As the continuing threat posed by the People's Democratic Republic of Korea (DPRK) nuclear-weapons development has become the central focus of Trump administration foreign policy, lawmakers and military brass have tightened protocols, focused resources and continuously issued warnings of US readiness to engage in nuclear war, if Washington feels that it is threatened militarily.

During a recent visit to Louisiana's Barksdale Air Force Base — home of the 2nd Bomb Wing and the Air Force Global Strike Command — USAF chief of staff, General David Goldfein, asserted that moves had been made to upgrade the nuclear-equipped B-52 Cold War-era bomber, going so far as to allude that a 24-hour state of readiness would soon be ordered — a move not seen since the collapse of the Soviet Union.

"The world is a dangerous place and we've got folks that are talking openly about use of nuclear weapons," Goldfein stated, adding that, "It's never been more important to make sure that we get this mission right," cited by Defense One.

His remarks were quickly discounted in a subsequent statement by the Barksdale-based bomber wing's public affairs office, but the threat implied by the top USAF general's comments have only been seen to add fuel to the fire of incipient nuclear war.

VP Pence has done little to tone down the rhetoric.
Attending a briefing with USAF Secretary Heather Wilson regarding US nuclear preparedness, Pence stated that a threat to Washington and its allies would be met with "military power that is effective and overwhelming, cited by Politico.
Pence's public relations blitz in North Dakota is hot on the heels of highly classified meetings over the last two months at US National Geospatial Intelligence, National Security Agency, National Reconnaissance Office and with the US Director of National Intelligence, according to Politico.

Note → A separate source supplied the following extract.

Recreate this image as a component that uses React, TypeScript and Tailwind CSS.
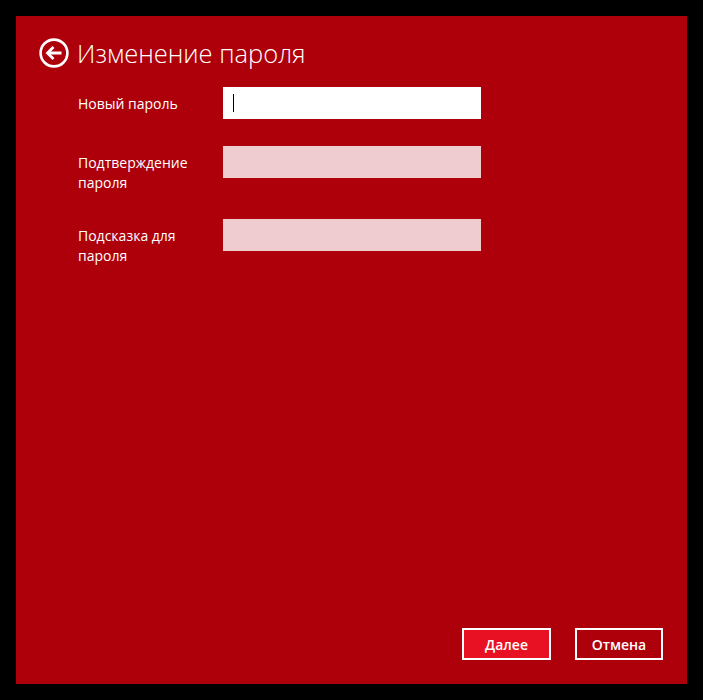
const font = { fontFamily: '"Open Sans", "Noto Sans", sans-serif' };

function BackIcon() {
  return (
    <svg width="30" height="30" viewBox="0 0 30 30" fill="none" className="shrink-0">
      <circle cx="15" cy="15" r="13.4" stroke="white" strokeWidth="2.6" />
      <path d="M22.5 15H10" stroke="white" strokeWidth="3" />
      <path d="M14.5 9L8.5 15L14.5 21" stroke="white" strokeWidth="2.8" />
    </svg>
  );
}

const fields = [
  { label: "Новый пароль", active: true, h: "h-[59px]" },
  { label: "Подтверждение пароля", active: false, h: "h-[73px]" },
  { label: "Подсказка для пароля", active: false, h: "h-auto" },
];

export default function App() {
  return (
    <div className="h-[700px] w-[703px] bg-black p-4 overflow-hidden" style={font}>
      <div className="flex h-[668px] w-[671px] flex-col bg-[#ad000b] text-white">
        {/* Header */}
        <header className="flex h-[71px] items-start pl-[23px] pt-[22px]">
          <BackIcon />
          <h1 className="ml-[8px] -mt-px text-[25.5px] font-light leading-[32px]">Изменение пароля</h1>
        </header>

        {/* Form */}
        <div className="flex flex-col pl-[62px]">
          {fields.map((f) => (
            <div key={f.label} className={`flex items-start ${f.h}`}>
              <label className="w-[145px] pr-6 pt-[7px] text-[14px] leading-[20px]">{f.label}</label>
              {f.active ? (
                <div className="flex h-8 w-[258px] items-center bg-white pl-[10px]">
                  <div className="h-[18px] w-px bg-black" />
                </div>
              ) : (
                <div className="h-8 w-[258px] bg-[#efcccf]" />
              )}
            </div>
          ))}
        </div>

        {/* Footer buttons */}
        <div className="mt-auto flex justify-end gap-6 pb-6 pr-6">
          <button className="h-8 w-[89px] border-2 border-white bg-[#e81123] text-[14px] font-semibold">Далее</button>
          <button className="h-8 w-[88px] border-2 border-white bg-[#ad000b] text-[14px] font-semibold">Отмена</button>
        </div>
      </div>
    </div>
  );
}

Chinese geologists have warned North Korea that the consequences could be catastrophic if it conducts another test at the mountainous Punggye-ri nuclear facility, the South China Morning Post reports
North Korea conducted its sixth nuclear test at the facility, situated roughly 50 miles from China's border, in early September. After the test, a senior Chinese nuclear scientist warned that another test could blow off the top of the mountain and lead to a massive collapse, which could allow radioactive waste to be blown across the border into China. This warning came as a North Korean delegation met with the Chinese Academy of Sciences’ Institute of Geology in Beijing on September 20. 
Pyongyang's September nuclear test was its most powerful yet. It was estimated to have a yield of 100 kilotons, which would make it roughly seven times as strong as the U.S. atomic bomb that decimated the Japanese city of Hiroshima during World War II in 1945. 

Since the test, North Korea has threatened to test a hydrogen bomb over the Pacific Ocean, which could pose a huge risk to aircraft and shipping. During an interview that aired on CNN Wednesday, an official representing North Korea's government, Ri Yong Pil, told the U.S. it must take the North Korean test threat "literally." 

As U.S. Defense Secretary James Mattis visited the Demilitarized Zone that divides South Korea from North Korea on Friday, he decried Pyongyang's recent actions. But he also emphasized that the U.S. desires a "diplomatic solution" to the two nation's differences. 

"North Korean provocations continue to threaten regional and world peace, and despite unanimous condemnation by the United Nations’ Security Council, they still proceed," Mattis said. "As Secretary of State [Rex] Tillerson has made clear, our goal is not war but rather the complete, verifiable and irreversible denuclearization of the Korean Peninsula."
The U.S. and North Korea have been enemies for over half a century, but tensions have been particularly high in recent months as Pyongyang has ramped up its long-range missile tests and refused to give into global pressure to end its nuclear program.